Our results substantiate the opening claim in Tirole (1996) that “[c]ollective reputations play an important role in economics and the social sciences. Countries, ethnic, racial or religious groups are known to be hard-working, honest, corrupt, hospitable or belligerent.” Further, we show that the actions of one member of a group can materially damage the group’s reputation, producing negative reputation externalities from the standpoint of individual firms.

Broader implications

Our study is related to four additional themes.

First, a recent literature in international macroeconomics (e.g. di Giovanni and Levchenko 2012, di Giovanni et al. 2014, 2015) – emphasises granularity and the importance of large international firms; our results suggest that misbehaviour at such firms can damage the collective reputation of particular national powerhouse industries.

Second, the international economics literature has examined the extent to which taste shocks for domestic versus foreign goods can explain the co-movement of international business cycles (Stockman and Tesar 1995). Our results suggest that the misbehaviour of large multinational firms might generate such taste shocks through reputational spillovers.

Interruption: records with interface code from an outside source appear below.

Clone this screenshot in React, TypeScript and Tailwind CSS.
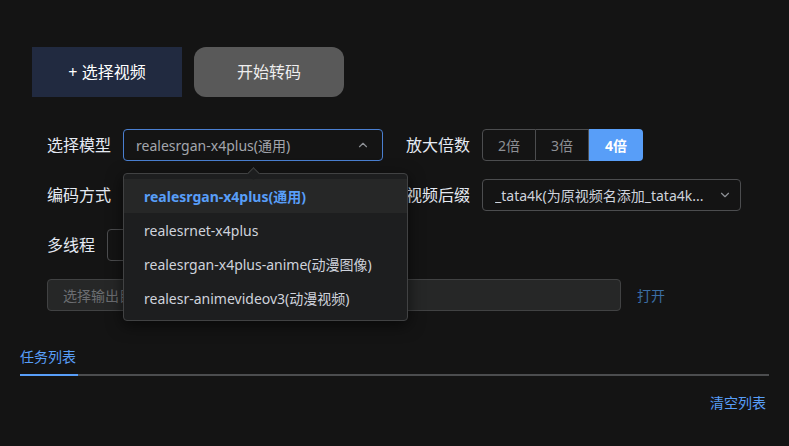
import React from 'react';
import { ChevronUp, ChevronDown } from 'lucide-react';

const font = { fontFamily: '"Noto Sans", "Noto Sans CJK SC", sans-serif' };

const models = [
  'realesrgan-x4plus(通用)',
  'realesrnet-x4plus',
  'realesrgan-x4plus-anime(动漫图像)',
  'realesr-animevideov3(动漫视频)',
];

function Label({ children }: { children: React.ReactNode }) {
  return <span className="mr-3 text-[16px] leading-8 text-[#e5eaf3] whitespace-nowrap">{children}</span>;
}

export default function App() {
  return (
    <div className="relative h-[446px] w-full overflow-hidden bg-[#141414]" style={font}>
      <div className="flex gap-3 pl-8 pt-[47px]">
        <button className="h-[50px] w-[150px] bg-[#212a40] text-[16px] text-white">+ 选择视频</button>
        <button className="h-[50px] w-[150px] rounded-xl bg-[#595959] text-[16px] text-[#eeeeee]">开始转码</button>
      </div>

      <div className="relative mt-8 flex flex-col gap-[18px] pl-[47px]">
        {/* row 1 */}
        <div className="flex items-center">
          <Label>选择模型</Label>
          <div className="flex h-8 w-[260px] items-center justify-between rounded border border-[#4a7fd0] px-3 text-[14px] text-[#a3a6ad]">
            <span>realesrgan-x4plus(通用)</span>
            <ChevronUp className="h-[14px] w-[14px] text-[#8d9095]" />
          </div>
          <span className="ml-[23px]"><Label>放大倍数</Label></span>
          <div className="flex h-8 text-[14px]">
            <span className="flex w-[54px] items-center justify-center rounded-l border border-[#4c4d4f] text-[#8d9095]">2倍</span>
            <span className="flex w-[53px] items-center justify-center border-y border-r border-[#4c4d4f] text-[#8d9095]">3倍</span>
            <span className="flex w-[54px] items-center justify-center rounded-r bg-[#589ef8] font-bold text-white">4倍</span>
          </div>
        </div>

        {/* row 2 */}
        <div className="flex items-center">
          <Label>编码方式</Label>
          <div className="flex h-8 w-[260px] items-center justify-end rounded border border-[#4c4d4f] px-3">
            <ChevronDown className="h-[14px] w-[14px] text-[#8d9095]" />
          </div>
          <span className="ml-[23px]"><Label>视频后缀</Label></span>
          <div className="flex h-8 w-[259px] items-center justify-between rounded border border-[#4c4d4f] pl-3 pr-[8px] text-[14px] text-[#cfd3dc]">
            <span className="truncate">_tata4k(为原视频名添加_tata4k...</span>
            <ChevronDown className="ml-3 h-[14px] w-[14px] shrink-0 text-[#8d9095]" />
          </div>
        </div>

        {/* row 3 */}
        <div className="flex items-center">
          <Label>多线程</Label>
          <div className="flex h-8 w-[150px] items-center rounded border border-[#4c4d4f] px-3" />
        </div>

        {/* row 4 */}
        <div className="flex items-center">
          <div className="flex h-8 w-[574px] items-center rounded border border-[#414243] bg-[#262727] px-[15px] text-[14px] text-[#6c6e72]">
            选择输出目录...
          </div>
          <span className="ml-4 text-[14px] text-[#3b6ea5]">打开</span>
        </div>

        {/* model dropdown */}
        <div className="absolute left-[123px] top-[44px] w-[285px] rounded border border-[#414243] bg-[#1d1e1f] py-[5px] shadow-[0_4px_16px_rgba(0,0,0,0.6)]">
          <div className="absolute -top-[5px] left-[125px] h-[9px] w-[9px] rotate-45 border-l border-t border-[#414243] bg-[#1d1e1f]" />
          {models.map((m, i) => (
            <div
              key={m}
              className={
                'flex h-[34px] items-center px-5 text-[14px] ' +
                (i === 0 ? 'bg-[#262727] font-bold text-[#589ef8]' : 'text-[#cfd3dc]')
              }
            >
              {m}
            </div>
          ))}
        </div>
      </div>

      <div className="mx-5 mt-[36px]">
        <div className="flex">
          <div className="flex flex-col">
            <span className="text-[14px] leading-5 text-[#589ef8]">任务列表</span>
            <div className="mt-[7px] h-[2px] w-[58px] bg-[#589ef8]" />
          </div>
          <div className="mt-auto h-[2px] flex-1 bg-[#4c4d4f]" />
        </div>
        <div className="mt-4 flex justify-end pr-[3px]">
          <span className="text-[14px] text-[#589ef8]">清空列表</span>
        </div>
      </div>
    </div>
  );
}
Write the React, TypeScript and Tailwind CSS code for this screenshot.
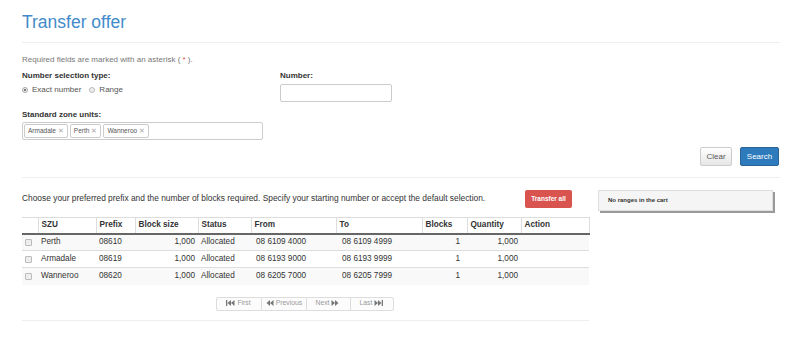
import React from 'react';

const rows = [
  { szu: 'Perth', prefix: '08610', from: '08 6109 4000', to: '08 6109 4999' },
  { szu: 'Armadale', prefix: '08619', from: '08 6193 9000', to: '08 6193 9999' },
  { szu: 'Wanneroo', prefix: '08620', from: '08 6205 7000', to: '08 6205 7999' },
];

function Arrow({ dir, bar }: { dir: 'l' | 'r'; bar?: boolean }) {
  // tiny double-triangle glyph with optional end bar
  return (
    <svg width="9" height="6" viewBox="0 0 9 6" className="block -translate-y-[1px]">
      {dir === 'l' ? (
        <g fill="#777">
          {bar && <rect x="0" y="0" width="1.3" height="6" />}
          <polygon points="5,0 5,6 1.5,3" />
          <polygon points="8.5,0 8.5,6 5,3" />
        </g>
      ) : (
        <g fill="#777">
          <polygon points="0.5,0 0.5,6 4,3" />
          <polygon points="4,0 4,6 7.5,3" />
          {bar && <rect x="7.7" y="0" width="1.3" height="6" />}
        </g>
      )}
    </svg>
  );
}

function Tag({ label }: { label: string }) {
  return (
    <span className="flex items-center gap-[2px] h-[14px] px-[3px] border border-[#ccc] rounded-[2px] text-[6.5px] text-[#555]">
      {label}
      <span className="text-[#aaa] text-[7px]">✕</span>
    </span>
  );
}

export default function App() {
  return (
    <div className="w-[800px] h-[346px] bg-white overflow-hidden px-[22px] text-[#333]" style={{ fontFamily: '"Liberation Sans", Arial, sans-serif' }}>
      {/* Header */}
      <h1 className="pt-[10px] h-[42px] text-[17.5px] leading-[24px] text-[#428bca] font-normal">Transfer offer</h1>
      <div className="border-t border-[#eee] w-[758px]" />

      {/* Form */}
      <div className="pt-[12px] text-[8px] leading-[10px] text-[#777]">
        Required fields are marked with an asterisk ( <span className="text-[#d9534f]">*</span> ).
      </div>

      <div className="flex pt-[6px]">
        <div className="w-[258px]">
          <div className="text-[8px] leading-[10px] font-bold text-[#333]">Number selection type:</div>
          <div className="flex items-center gap-[4px] pt-[4px] text-[8px] leading-[10px] text-[#555]">
            <span className="w-[6px] h-[6px] rounded-full border border-[#aaa] bg-[#eee] flex items-center justify-center">
              <span className="w-[2px] h-[2px] rounded-full bg-[#555]" />
            </span>
            <span>Exact number</span>
            <span className="ml-[4px] w-[6px] h-[6px] rounded-full border border-[#bbb] bg-[#eee]" />
            <span>Range</span>
          </div>
        </div>
        <div>
          <div className="text-[8px] leading-[10px] font-bold text-[#333]">Number:</div>
          <div className="mt-[3px] w-[112px] h-[18px] border border-[#ccc] rounded-[2px]" />
        </div>
      </div>

      <div className="pt-[8px] text-[8px] leading-[10px] font-bold text-[#333]">Standard zone units:</div>
      <div className="mt-[2px] w-[241px] h-[18px] border border-[#ccc] rounded-[2px] flex items-center gap-[2px] px-[1px]">
        <Tag label="Armadale" />
        <Tag label="Perth" />
        <Tag label="Wanneroo" />
      </div>

      <div className="flex justify-end gap-[8px] pt-[7px] w-[757px]">
        <button className="h-[19px] w-[32px] border border-[#ccc] rounded-[2px] bg-gradient-to-b from-white to-[#e6e6e6] text-[8px] text-[#555]">Clear</button>
        <button className="h-[19px] w-[39px] border border-[#2a6496] rounded-[2px] bg-[#2d7bbd] text-[8px] text-white">Search</button>
      </div>
      <div className="mt-[11px] border-t border-[#eee] w-[758px]" />

      {/* Results */}
      <div className="flex gap-[9px] pt-[11px]">
        <div className="w-[567px]">
          <div className="flex items-center justify-between h-[19px] pr-[17px]">
            <span className="text-[8.4px] text-[#333]">
              Choose your preferred prefix and the number of blocks required. Specify your starting number or accept the default selection.
            </span>
            <button className="h-[18px] w-[47px] rounded-[2px] bg-[#d9534f] text-white text-[6.5px] font-bold">Transfer all</button>
          </div>

          <table className="mt-[9px] w-[567px] border-collapse text-[8.2px] table-fixed">
            <colgroup>
              <col className="w-[16px]" />
              <col className="w-[58px]" />
              <col className="w-[39px]" />
              <col className="w-[63px]" />
              <col className="w-[53px]" />
              <col className="w-[85px]" />
              <col className="w-[86px]" />
              <col className="w-[45px]" />
              <col className="w-[54px]" />
              <col className="w-[68px]" />
            </colgroup>
            <thead>
              <tr className="h-[16px] border-t border-[#ddd] border-b-2 border-b-[#666] text-left font-bold">
                {['', 'SZU', 'Prefix', 'Block size', 'Status', 'From', 'To', 'Blocks', 'Quantity', 'Action'].map((h, i) => (
                  <th key={i} className={`px-[3px] font-bold ${i > 0 ? 'border-l border-[#ddd]' : ''} ${i === 9 ? 'border-r border-[#ddd]' : ''}`}>{h}</th>
                ))}
              </tr>
            </thead>
            <tbody>
              {rows.map((r, i) => (
                <tr key={r.szu} className={`h-[17px] border-t border-[#ddd] ${i % 2 === 0 ? 'bg-[#f9f9f9]' : 'bg-white'} text-[#333]`}>
                  <td className="pl-[3px]">
                    <span className="block w-[7px] h-[7px] border border-[#bbb] rounded-[1px] bg-[#eee]" />
                  </td>
                  <td className="px-[3px]">{r.szu}</td>
                  <td className="px-[3px]">{r.prefix}</td>
                  <td className="px-[3px] text-right">1,000</td>
                  <td className="px-[3px]">Allocated</td>
                  <td className="px-[5px]">{r.from}</td>
                  <td className="px-[6px]">{r.to}</td>
                  <td className="px-[7px] text-right">1</td>
                  <td className="px-[3px] text-right">1,000</td>
                  <td />
                </tr>
              ))}
            </tbody>
          </table>

          <div className="flex justify-center pt-[12px] pr-[2px]">
            <div className="flex h-[14px] border border-[#ddd] rounded-[2px] text-[6.8px] leading-none text-[#999] bg-[#fcfcfc]">
              <span className="w-[44px] flex items-center justify-center gap-[2px]"><Arrow dir="l" bar />First</span>
              <span className="w-[45px] flex items-center justify-center gap-[2px] border-l border-[#ddd]"><Arrow dir="l" />Previous</span>
              <span className="w-[44px] flex items-center justify-center gap-[2px] border-l border-[#ddd]">Next<Arrow dir="r" /></span>
              <span className="w-[43px] flex items-center justify-center gap-[2px] border-l border-[#ddd]">Last<Arrow dir="r" bar /></span>
            </div>
          </div>
          <div className="mt-[9px] border-t border-[#eee]" />
        </div>

        <div className="pt-[1px]">
          <div className="w-[175px] h-[21px] bg-[#f5f5f5] border border-[#ddd] shadow-[2px_2px_0_#9a9a9a] flex items-center pl-[9px] text-[6px] font-bold text-[#333]">
            No ranges in the cart
          </div>
        </div>
      </div>
    </div>
  );
}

Third, our results provide a case study for the recent macroeconomic literature on customer capital; our evidence shows how customer capital can decline through reputational spillovers and quantifies the economic consequences of such a loss (Drozd and Nosal 2012, Gourio and Rudanko 2014).

Fourth, in what Berry et al. (1995) call the ‘characteristics approach’ to demand estimation, researchers must specify what properties of products enter into consumers’ preferences. Our results suggest that country of origin might be an important such attribute, consistent with an existing marketing literature (Newburry 2012).

Concluding remarks

The substantial spillovers we document suggest the need to understand what, if any, policy steps are required to address the centrality of national companies to the reputation of the country as a whole. Our results could provide an argument for policy instruments that would incentivise large companies to internalise their potential reputation spillovers.